Some of us are old enough to remember the old black-and-white 50's sitcom, The Honeymooners, starring Jackie Gleason and Audrey Meadows. Others, perhaps, have seen the re-runs. Whenever the couple get into an argument (every episode) and Ralph Cramden gets mad at Alice --- and himself ---- because he has really messed things up (every episode) he yells at his wife: "This is bigger than the both of us." I don't know if Mr. Gleason knew that his character was espousing sound theology, but he was. Marriages are greatly enhanced, and are more likely to be successful, when the couple realize that their marriage is not just about the two of them; there is a third party in it, and that party is God. A little later we will pray that what God has joined together, no one should put asunder. If marriage is a threefold cord, and one of those strands is God, the marriage is virtually indissoluble.

Rachel and Brian, joined in holy wedlock today, know that marriage is not a fairy tale.

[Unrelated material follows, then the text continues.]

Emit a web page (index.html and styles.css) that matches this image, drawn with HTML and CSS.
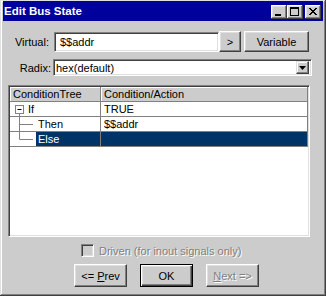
FILE: index.html
```html
<!DOCTYPE html>
<html>
<head>
<meta charset="utf-8">
<link rel="stylesheet" href="styles.css">
</head>
<body>
<div class="window">
  <div class="titlebar">
    <span class="title">Edit Bus State</span>
    <div class="tbtns">
      <div class="tbtn"><svg width="16" height="14" viewBox="0 0 16 14"><rect x="4" y="9" width="6" height="2" fill="#000"/></svg></div>
      <div class="tbtn"><svg width="16" height="14" viewBox="0 0 16 14"><rect x="3.5" y="2.5" width="8" height="8" fill="none" stroke="#000"/><rect x="3" y="2" width="9" height="2" fill="#000"/></svg></div>
      <div class="tbtn close"><svg width="16" height="14" viewBox="0 0 16 14"><path d="M4 3 L11 10 M5 3 L12 10 M11 3 L4 10 M12 3 L5 10" stroke="#000" stroke-width="1" fill="none"/></svg></div>
    </div>
  </div>
  <div class="content">
    <div class="row row-virtual">
      <span class="label label-virtual">Virtual:</span>
      <div class="field field-virtual">$$addr</div>
      <div class="btn btn-arrow">&gt;</div>
      <div class="btn btn-variable">Variable</div>
    </div>
    <div class="row row-radix">
      <span class="label label-radix">Radix:</span>
      <div class="field field-radix">
        <span class="combo-text">hex(default)</span>
        <div class="combo-btn"><svg width="7" height="4" viewBox="0 0 7 4"><path d="M0 0 H7 L3.5 4 Z" fill="#000"/></svg></div>
      </div>
    </div>
    <div class="table">
      <div class="trow thead">
        <div class="c1 th">ConditionTree</div>
        <div class="c2 th">Condition/Action</div>
      </div>
      <div class="trow">
        <div class="c1 tree">
          <svg class="tree-svg" width="16" height="14" viewBox="0 0 16 14"><rect x="5.5" y="3.5" width="8" height="8" fill="#fff" stroke="#808080"/><path d="M7.5 7.5 H11.5" stroke="#000"/><path d="M9.5 11.5 V14" stroke="#808080"/></svg>
          <span class="node node-if">If</span>
        </div>
        <div class="c2">TRUE</div>
      </div>
      <div class="trow">
        <div class="c1 tree">
          <svg class="tree-svg" width="26" height="14" viewBox="0 0 26 14"><path d="M9.5 -1 V15 M9.5 7.5 H23" stroke="#808080"/></svg>
          <span class="node">Then</span>
        </div>
        <div class="c2">$$addr</div>
      </div>
      <div class="trow selected">
        <div class="c1 tree">
          <svg class="tree-svg" width="26" height="15" viewBox="0 0 26 15"><path d="M9.5 -1 V7.5 H23" stroke="#808080" fill="none"/></svg>
          <span class="node sel">Else</span>
        </div>
        <div class="c2 sel-cell"></div>
      </div>
    </div>
    <div class="check-row">
      <div class="checkbox"></div>
      <span class="disabled">Driven (for inout signals only)</span>
    </div>
    <div class="buttons">
      <div class="btn dbtn"><span>&lt;= <u>P</u>rev</span></div>
      <div class="btn dbtn default"><span>OK</span></div>
      <div class="btn dbtn"><span class="disabled"><u>N</u>ext =&gt;</span></div>
    </div>
  </div>
</div>
</body>
</html>
```

FILE: styles.css
```css
html, body {
  margin: 0;
  padding: 0;
  background: #cccccc;
}

body {
  font-family: "Liberation Sans", Arial, sans-serif;
  font-size: 11px;
  color: #000;
}

.window {
  width: 326px;
  height: 296px;
  box-sizing: border-box;
  padding: 1px 3px 3px 3px;
  background: #cccccc;
  box-shadow: inset -1px -1px #404040, inset 1px 1px #dfdfdf, inset -2px -2px #808080, inset 2px 2px #ffffff;
  display: flex;
  flex-direction: column;
}

.titlebar {
  height: 20px;
  background: #00009c;
  display: flex;
  align-items: center;
  justify-content: space-between;
  padding: 0 2px 0 1px;
}

.title {
  color: #fff;
  font-weight: bold;
  font-size: 11.5px;
}

.tbtns {
  display: flex;
  padding-top: 1px;
}

.tbtn {
  width: 16px;
  height: 14px;
  background: #cccccc;
  box-shadow: inset -1px -1px #404040, inset 1px 1px #ffffff, inset -2px -2px #808080, inset 2px 2px #dfdfdf;
}

.tbtn svg {
  display: block;
}

.tbtn.close {
  margin-left: 2px;
}

.content {
  padding: 10px 0 0 5px;
  display: flex;
  flex-direction: column;
}

.row {
  display: flex;
  align-items: center;
}

.label {
  text-align: right;
}

.label-virtual {
  width: 41px;
  margin-right: 5px;
}

.label-radix {
  width: 43px;
  margin-right: 2px;
}

.field {
  box-sizing: border-box;
  background: #fff;
  border: 1px solid;
  border-color: #808080 #ffffff #ffffff #808080;
  box-shadow: inset 1px 1px #404040, inset -1px -1px #dfdfdf;
  display: flex;
  align-items: center;
}

.field-virtual {
  width: 165px;
  height: 20px;
  padding-left: 5px;
}

.btn {
  box-sizing: border-box;
  background: #cccccc;
  border: 1px solid;
  border-color: #ffffff #404040 #404040 #ffffff;
  box-shadow: inset -1px -1px #808080, inset 1px 1px #dfdfdf;
  display: flex;
  align-items: center;
  justify-content: center;
}

.btn-arrow {
  width: 22px;
  height: 21px;
}

.btn-variable {
  width: 65px;
  height: 21px;
  margin-left: 3px;
}

.row-radix {
  margin-top: 7px;
}

.field-radix {
  width: 259px;
  height: 17px;
  padding-left: 2px;
  padding-right: 2px;
  justify-content: space-between;
}

.combo-btn {
  width: 13px;
  height: 13px;
  box-sizing: border-box;
  background: #cccccc;
  border: 1px solid;
  border-color: #dfdfdf #404040 #404040 #dfdfdf;
  box-shadow: inset -1px -1px #808080, inset 1px 1px #ffffff;
  display: flex;
  align-items: center;
  justify-content: center;
}

.combo-btn svg {
  display: block;
}

.table {
  margin-top: 9px;
  width: 302px;
  height: 152px;
  box-sizing: border-box;
  background: #fff;
  border: 1px solid;
  border-color: #808080 #ffffff #ffffff #808080;
  box-shadow: inset 1px 1px #404040, inset -1px -1px #dfdfdf;
  padding: 1px;
  display: flex;
  flex-direction: column;
}

.trow {
  display: flex;
  height: 15px;
  box-sizing: border-box;
  border-bottom: 1px solid #808080;
}

.c1 {
  width: 91px;
  box-sizing: border-box;
  border-right: 1px solid #808080;
  display: flex;
  align-items: center;
}

.c2 {
  flex: 1;
  box-sizing: border-box;
  border-right: 1px solid #808080;
  display: flex;
  align-items: center;
  padding-left: 3px;
}

.th {
  background: #cccccc;
  box-shadow: inset 1px 1px #ffffff;
  padding-left: 3px;
}

.tree {
  align-items: stretch;
}

.tree-svg {
  display: block;
  flex: none;
}

.node {
  padding: 0 2px;
  display: flex;
  align-items: center;
}

.selected {
  border-top: 1px solid #808080;
  margin-top: -1px;
  height: 16px;
}

.sel {
  background: #003366;
  color: #fff;
  flex: 1;
}

.sel-cell {
  background: #003366;
}

.check-row {
  margin-top: 7px;
  display: flex;
  align-items: center;
  padding-left: 73px;
  height: 13px;
}

.checkbox {
  width: 13px;
  height: 13px;
  box-sizing: border-box;
  background: #cccccc;
  border: 1px solid;
  border-color: #808080 #ffffff #ffffff #808080;
  box-shadow: inset 1px 1px #404040, inset -1px -1px #dfdfdf;
  margin-right: 5px;
}

.disabled {
  color: #808080;
  text-shadow: 1px 1px #ffffff;
}

.buttons {
  margin-top: 7px;
  display: flex;
  gap: 13px;
  padding-left: 66px;
}

.dbtn {
  width: 53px;
  height: 23px;
}

.dbtn.default {
  border: 1px solid #000;
  box-shadow: inset 1px 1px #ffffff, inset -1px -1px #404040, inset -2px -2px #808080, inset 2px 2px #dfdfdf;
}
```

They know that they will not live happily ever after just because they are married. They know that unlike fairy tales, bad stuff can and does happen after they exchange their vows. But that's o.k. Because they also know that their marriage is built on a firm foundation, able to withstand the inclement weather that can affect their relationship. They know some of the pitfalls in marriage and how to deal with them. But they also know that today we celebrate the fact that they are joined not only to each other, but to God, who in the words of today's Psalm, will be gracious to them and bless them, and make his face to shine upon them. AMEN.